Obama's Team

Posted: 03/26/09


"Bend but Don't Break the New Rules." As Congress Trims Obama's Budget the President Appeals to the Nation


In our Bend but Don't Break the "New Rules" weekly feature, focus is on the Obama administration's simultaneous effort to extend the powers of the Treasury while seeking to reduce the ability of Congress to trim the Presidential Budget. The method... a direct appeal to the nation. Not just any appeal. A nationwide town hall meeting enabled through a multimedia platform.


So what's the problem? Congressional Democrats and Republicans alike have heard the complaints of their constituents regarding the outrageous spending programs and reviewed the President's budget with an eye toward scaling back. Reportedly, the $250B for future bank bailouts was eliminated. No money was allocated for the President's energy initiative, Cap-and-Trade. The middle class tax cuts were removed from the budget and will expire in 2010. The $600B healthcare reserve also was not officially established. The House and Senate have called for a budget spending $3.6T, according to the Congressional Budget Office. Obama's plan spends $3.7T.

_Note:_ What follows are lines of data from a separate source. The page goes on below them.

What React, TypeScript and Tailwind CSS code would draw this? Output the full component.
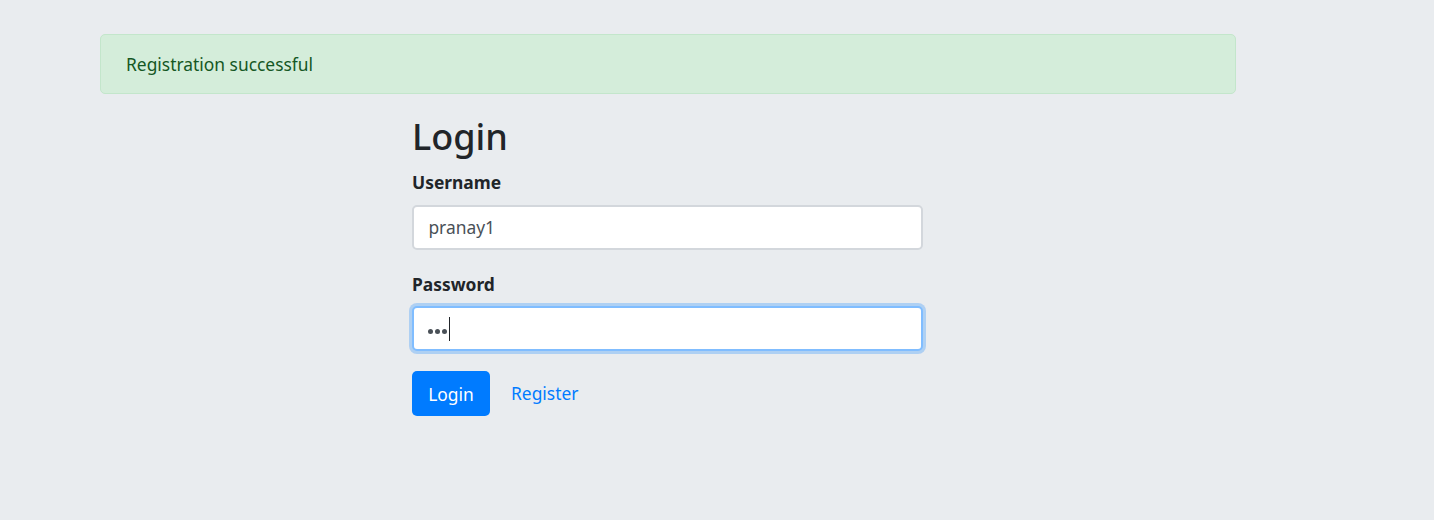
import React from "react";

export default function App() {
  return (
    <div
      className="min-h-[520px] w-full bg-[#e9ecef] text-[#212529]"
      style={{ fontFamily: '"Noto Sans", "Open Sans", Arial, sans-serif' }}
    >
      <div className="ml-[100px] w-[1136px] pt-[34px]">
        <div className="rounded-[5px] border border-[#c3e6cb] bg-[#d4edda] px-[25px] pb-[14px] pt-[15px] text-[17.4px] leading-[28.8px] text-[#155724]">
          Registration successful
        </div>
        <div className="ml-[312px] mt-[20px] w-[511px]">
          <h2 className="mb-[8px] text-[36px] font-medium leading-[46px]">Login</h2>
          <div className="mb-[20px]">
            <label className="mb-[8px] block text-[17.4px] font-bold leading-[28.8px]">Username</label>
            <input
              readOnly
              value="pranay1"
              className="block h-[45px] w-full rounded-[5px] border-2 border-[#d3d7dc] bg-white px-[14.4px] text-[17.4px] text-[#495057] outline-none"
            />
          </div>
          <div className="mb-[20px]">
            <label className="mb-[8px] block text-[17.4px] font-bold leading-[28.8px]">Password</label>
            <div className="flex h-[45px] w-full items-center rounded-[5px] border-2 border-[#80bdff] bg-white px-[14.4px] shadow-[0_0_0_3px_rgba(0,123,255,0.25)]">
              <span className="mt-[6px] flex gap-[2px]">
                <span className="h-[5px] w-[5px] rounded-full bg-[#495057]" />
                <span className="h-[5px] w-[5px] rounded-full bg-[#495057]" />
                <span className="h-[5px] w-[5px] rounded-full bg-[#495057]" />
              </span>
              <span className="ml-[2px] inline-block h-[24px] w-px bg-[#212529]" />
            </div>
          </div>
          <div className="flex items-center">
            <button className="h-[45px] w-[78px] rounded-[5px] bg-[#007bff] text-[17.4px] text-white">Login</button>
            <a className="ml-[21px] text-[17.4px] leading-[45px] text-[#007bff]" href="#">Register</a>
          </div>
        </div>
      </div>
    </div>
  );
}
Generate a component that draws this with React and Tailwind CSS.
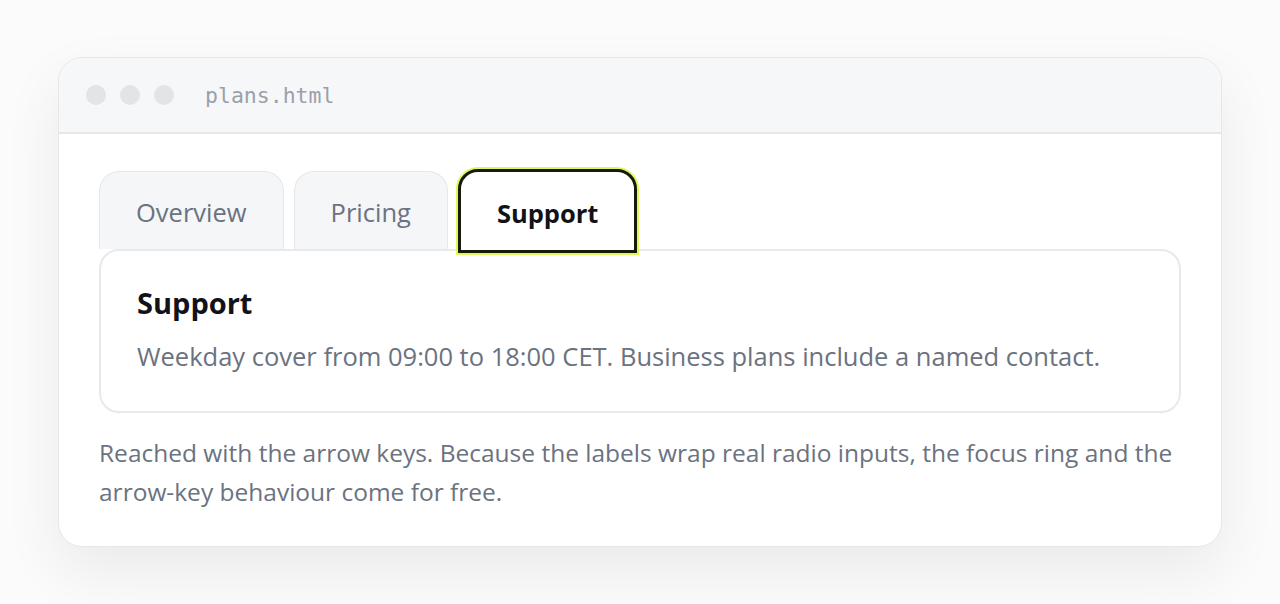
export default function App() {
  const tabs = ['Overview', 'Pricing', 'Support'];
  const active = 'Support';

  return (
    <div className="min-h-screen bg-[#fbfbfb] px-[58px] pt-[57px] pb-[58px] font-['Open_Sans',sans-serif]">
      <div className="rounded-[24px] border border-[#e6e7ea] bg-white shadow-[0_24px_60px_rgba(0,0,0,0.07)] overflow-hidden">
        {/* title bar */}
        <div className="h-[76px] flex items-center bg-[#f6f7f9] border-b-2 border-[#e7e8eb] pl-[27px]">
          <div className="flex gap-[14px]">
            <span className="w-5 h-5 rounded-full bg-[#e2e4e8]" />
            <span className="w-5 h-5 rounded-full bg-[#e2e4e8]" />
            <span className="w-5 h-5 rounded-full bg-[#e2e4e8]" />
          </div>
          <span className="ml-[31px] pt-[2px] text-[21.5px] text-[#9aa0aa] font-['DejaVu_Sans_Mono',monospace]">plans.html</span>
        </div>

        <div className="px-[40px] pt-[35px] pb-[35px]">
          {/* tabs */}
          <div className="flex items-end gap-[10px]">
            {tabs.map((tab) =>
              tab === active ? (
                <label
                  key={tab}
                  className="relative z-10 -mb-[4px] h-[84px] flex items-center justify-center px-[36px] pt-[4px] bg-white rounded-t-[20px] border-[3px] border-[#161a0b] shadow-[0_0_0_2px_#dff75c] text-[25.5px] font-bold text-[#111318]"
                >
                  <input type="radio" name="tab" className="sr-only" defaultChecked />
                  {tab}
                </label>
              ) : (
                <label
                  key={tab}
                  className="h-[78px] flex items-center justify-center px-[36px] pt-[3px] bg-[#f5f6f8] rounded-t-[20px] border border-b-0 border-[#e6e7ea] text-[25.5px] text-[#6b7280]"
                >
                  <input type="radio" name="tab" className="sr-only" />
                  {tab}
                </label>
              )
            )}
          </div>

          {/* panel */}
          <div className="rounded-[20px] border-2 border-[#e8e9ec] px-[36px] pt-[34px] pb-[38px]">
            <h2 className="text-[29px] font-bold text-[#111318] leading-[36px]">Support</h2>
            <p className="mt-[18px] text-[25.5px] text-[#6b7280] leading-[34px]">
              Weekday cover from 09:00 to 18:00 CET. Business plans include a named contact.
            </p>
          </div>

          <p className="mt-[20px] text-[24.5px] text-[#6b7280] leading-[39px]">
            Reached with the arrow keys. Because the labels wrap real radio inputs, the focus ring and the arrow-key behaviour come for free.
          </p>
        </div>
      </div>
    </div>
  );
}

But what really happened? Congress put on a great show and kept things general in the way money was to be spent making few hard committments of funds. Both the Senate and the House made cuts but according to a MSNBC article, Sen. Kent Conrad, (D) ND, Chairman of the Senate Budget Committee said,


"We have made it possible for the committees of jurisdiction to do what the president is asking for on climate change, to do what (he's) asking for healthcare, on energy, and education."



Ken Strickland, reporter for NBC explains further:


"Writing the budget this way achieves certain goals. First, it keeps Democrats from backing themselves into a corner because some of them don't support all of Obama's proposals — there's wiggle room for compromise later on tough issues. And second, by not committing to hard numbers — numbers in the billions — Conrad's budget may be seen as more fiscally responsible and producing larger deficit reductions."


So why is the President "persevering" in a town hall style meeting when the amount of money cut from his budget is not that impressive in comparison to the amount being spent?


1. From the Senate and House point of view, when the heat is on it is important to look like you're making concessions to constituents. From Obama's point of view the "concessions" make him appear to have lost on energy, healthcare, and middle-class tax cuts. Although it is possible to reinstate the middle class tax cuts in 2011, and the "committees of jurisdiction" could still appropriate funds for energy, healthcare and education, it is the appearance of Obama's inability to deliver on these campaign promises that could hurt him in the future.


2. Although the President's priorities were not assigned hard numbers, the Senate and the House did approve Obama's 3.8% increase in the core defense budget which assumes $50B annually for the wars in Iraq and Afghanistan. This will not make the far Left happy.


So, truth be known Congress gave Obama basically everything he wanted but the manner in which they did it put the President in a bad light. Obama had to deliver the appearance of "perseverance" to keep faith with the masses. And, President Obama is good at appearances.